_DIRECTIVE_
Your task is to reproduce the material exactly.

---------- SUPPLIED MATERIAL

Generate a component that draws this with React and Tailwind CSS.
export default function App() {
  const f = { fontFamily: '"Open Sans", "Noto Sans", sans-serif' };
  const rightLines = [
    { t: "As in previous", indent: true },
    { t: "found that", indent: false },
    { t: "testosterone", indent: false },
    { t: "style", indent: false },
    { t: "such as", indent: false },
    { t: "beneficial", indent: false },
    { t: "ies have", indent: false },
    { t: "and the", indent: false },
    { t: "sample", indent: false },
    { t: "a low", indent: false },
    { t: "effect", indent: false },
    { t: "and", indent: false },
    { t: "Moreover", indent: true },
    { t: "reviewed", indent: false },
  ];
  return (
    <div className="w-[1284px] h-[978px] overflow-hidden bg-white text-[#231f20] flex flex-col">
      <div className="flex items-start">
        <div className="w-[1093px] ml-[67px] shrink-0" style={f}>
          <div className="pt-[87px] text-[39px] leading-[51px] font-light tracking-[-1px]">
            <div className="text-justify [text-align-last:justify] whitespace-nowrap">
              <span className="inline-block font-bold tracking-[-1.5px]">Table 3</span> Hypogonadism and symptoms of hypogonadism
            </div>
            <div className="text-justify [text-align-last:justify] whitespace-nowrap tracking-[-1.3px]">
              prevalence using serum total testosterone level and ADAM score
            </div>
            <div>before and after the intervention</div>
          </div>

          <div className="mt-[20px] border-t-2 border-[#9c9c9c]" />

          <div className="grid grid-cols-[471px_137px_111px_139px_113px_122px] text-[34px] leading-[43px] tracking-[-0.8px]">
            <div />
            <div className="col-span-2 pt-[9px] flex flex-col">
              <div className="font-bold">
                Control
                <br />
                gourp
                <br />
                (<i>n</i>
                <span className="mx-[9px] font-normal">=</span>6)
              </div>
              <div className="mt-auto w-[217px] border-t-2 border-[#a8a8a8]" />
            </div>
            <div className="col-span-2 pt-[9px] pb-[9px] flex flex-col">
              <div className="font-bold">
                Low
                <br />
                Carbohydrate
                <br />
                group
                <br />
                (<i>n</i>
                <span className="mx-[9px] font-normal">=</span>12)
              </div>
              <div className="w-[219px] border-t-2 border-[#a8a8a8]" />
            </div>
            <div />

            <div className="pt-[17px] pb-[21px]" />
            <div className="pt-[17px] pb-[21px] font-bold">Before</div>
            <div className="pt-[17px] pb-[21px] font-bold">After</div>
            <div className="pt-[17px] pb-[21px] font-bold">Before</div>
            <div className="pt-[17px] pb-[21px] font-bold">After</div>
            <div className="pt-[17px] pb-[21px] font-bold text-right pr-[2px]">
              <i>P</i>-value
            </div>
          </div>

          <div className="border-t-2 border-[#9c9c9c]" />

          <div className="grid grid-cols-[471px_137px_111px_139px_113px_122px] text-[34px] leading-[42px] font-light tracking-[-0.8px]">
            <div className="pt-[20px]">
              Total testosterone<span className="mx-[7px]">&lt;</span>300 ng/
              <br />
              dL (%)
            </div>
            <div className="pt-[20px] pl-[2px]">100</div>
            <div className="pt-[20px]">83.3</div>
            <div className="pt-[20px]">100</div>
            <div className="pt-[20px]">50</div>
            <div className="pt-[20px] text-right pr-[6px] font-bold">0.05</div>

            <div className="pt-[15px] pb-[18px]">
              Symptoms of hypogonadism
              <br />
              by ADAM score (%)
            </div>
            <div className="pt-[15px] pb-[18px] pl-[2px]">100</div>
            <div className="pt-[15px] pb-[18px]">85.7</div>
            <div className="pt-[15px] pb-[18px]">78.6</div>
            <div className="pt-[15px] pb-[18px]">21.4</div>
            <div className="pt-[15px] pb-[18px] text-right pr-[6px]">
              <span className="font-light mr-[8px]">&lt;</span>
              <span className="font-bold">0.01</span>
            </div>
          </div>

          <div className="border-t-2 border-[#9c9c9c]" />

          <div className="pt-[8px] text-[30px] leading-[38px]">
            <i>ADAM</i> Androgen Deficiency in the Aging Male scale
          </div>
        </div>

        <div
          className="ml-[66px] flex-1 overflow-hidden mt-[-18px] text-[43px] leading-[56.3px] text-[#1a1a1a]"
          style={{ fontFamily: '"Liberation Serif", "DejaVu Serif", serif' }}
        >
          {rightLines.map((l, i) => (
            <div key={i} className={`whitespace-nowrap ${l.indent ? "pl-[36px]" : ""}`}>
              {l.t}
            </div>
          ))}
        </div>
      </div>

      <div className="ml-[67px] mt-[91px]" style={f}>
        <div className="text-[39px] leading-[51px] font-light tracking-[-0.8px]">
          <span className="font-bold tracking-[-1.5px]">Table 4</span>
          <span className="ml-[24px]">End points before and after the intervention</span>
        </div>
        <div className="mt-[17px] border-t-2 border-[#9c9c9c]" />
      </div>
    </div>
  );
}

--------------------

_WRITTEN SOLUTION_
Generate a component that draws this with React and Tailwind CSS.
export default function App() {
  const f = { fontFamily: '"Open Sans", "Noto Sans", sans-serif' };
  const rightLines = [
    { t: "As in previous", indent: true },
    { t: "found that", indent: false },
    { t: "testosterone", indent: false },
    { t: "style", indent: false },
    { t: "such as", indent: false },
    { t: "beneficial", indent: false },
    { t: "ies have", indent: false },
    { t: "and the", indent: false },
    { t: "sample", indent: false },
    { t: "a low", indent: false },
    { t: "effect", indent: false },
    { t: "and", indent: false },
    { t: "Moreover", indent: true },
    { t: "reviewed", indent: false },
  ];
  return (
    <div className="w-[1284px] h-[978px] overflow-hidden bg-white text-[#231f20] flex flex-col">
      <div className="flex items-start">
        <div className="w-[1093px] ml-[67px] shrink-0" style={f}>
          <div className="pt-[87px] text-[39px] leading-[51px] font-light tracking-[-1px]">
            <div className="text-justify [text-align-last:justify] whitespace-nowrap">
              <span className="inline-block font-bold tracking-[-1.5px]">Table 3</span> Hypogonadism and symptoms of hypogonadism
            </div>
            <div className="text-justify [text-align-last:justify] whitespace-nowrap tracking-[-1.3px]">
              prevalence using serum total testosterone level and ADAM score
            </div>
            <div>before and after the intervention</div>
          </div>

          <div className="mt-[20px] border-t-2 border-[#9c9c9c]" />

          <div className="grid grid-cols-[471px_137px_111px_139px_113px_122px] text-[34px] leading-[43px] tracking-[-0.8px]">
            <div />
            <div className="col-span-2 pt-[9px] flex flex-col">
              <div className="font-bold">
                Control
                <br />
                gourp
                <br />
                (<i>n</i>
                <span className="mx-[9px] font-normal">=</span>6)
              </div>
              <div className="mt-auto w-[217px] border-t-2 border-[#a8a8a8]" />
            </div>
            <div className="col-span-2 pt-[9px] pb-[9px] flex flex-col">
              <div className="font-bold">
                Low
                <br />
                Carbohydrate
                <br />
                group
                <br />
                (<i>n</i>
                <span className="mx-[9px] font-normal">=</span>12)
              </div>
              <div className="w-[219px] border-t-2 border-[#a8a8a8]" />
            </div>
            <div />

            <div className="pt-[17px] pb-[21px]" />
            <div className="pt-[17px] pb-[21px] font-bold">Before</div>
            <div className="pt-[17px] pb-[21px] font-bold">After</div>
            <div className="pt-[17px] pb-[21px] font-bold">Before</div>
            <div className="pt-[17px] pb-[21px] font-bold">After</div>
            <div className="pt-[17px] pb-[21px] font-bold text-right pr-[2px]">
              <i>P</i>-value
            </div>
          </div>

          <div className="border-t-2 border-[#9c9c9c]" />

          <div className="grid grid-cols-[471px_137px_111px_139px_113px_122px] text-[34px] leading-[42px] font-light tracking-[-0.8px]">
            <div className="pt-[20px]">
              Total testosterone<span className="mx-[7px]">&lt;</span>300 ng/
              <br />
              dL (%)
            </div>
            <div className="pt-[20px] pl-[2px]">100</div>
            <div className="pt-[20px]">83.3</div>
            <div className="pt-[20px]">100</div>
            <div className="pt-[20px]">50</div>
            <div className="pt-[20px] text-right pr-[6px] font-bold">0.05</div>

            <div className="pt-[15px] pb-[18px]">
              Symptoms of hypogonadism
              <br />
              by ADAM score (%)
            </div>
            <div className="pt-[15px] pb-[18px] pl-[2px]">100</div>
            <div className="pt-[15px] pb-[18px]">85.7</div>
            <div className="pt-[15px] pb-[18px]">78.6</div>
            <div className="pt-[15px] pb-[18px]">21.4</div>
            <div className="pt-[15px] pb-[18px] text-right pr-[6px]">
              <span className="font-light mr-[8px]">&lt;</span>
              <span className="font-bold">0.01</span>
            </div>
          </div>

          <div className="border-t-2 border-[#9c9c9c]" />

          <div className="pt-[8px] text-[30px] leading-[38px]">
            <i>ADAM</i> Androgen Deficiency in the Aging Male scale
          </div>
        </div>

        <div
          className="ml-[66px] flex-1 overflow-hidden mt-[-18px] text-[43px] leading-[56.3px] text-[#1a1a1a]"
          style={{ fontFamily: '"Liberation Serif", "DejaVu Serif", serif' }}
        >
          {rightLines.map((l, i) => (
            <div key={i} className={`whitespace-nowrap ${l.indent ? "pl-[36px]" : ""}`}>
              {l.t}
            </div>
          ))}
        </div>
      </div>

      <div className="ml-[67px] mt-[91px]" style={f}>
        <div className="text-[39px] leading-[51px] font-light tracking-[-0.8px]">
          <span className="font-bold tracking-[-1.5px]">Table 4</span>
          <span className="ml-[24px]">End points before and after the intervention</span>
        </div>
        <div className="mt-[17px] border-t-2 border-[#9c9c9c]" />
      </div>
    </div>
  );
}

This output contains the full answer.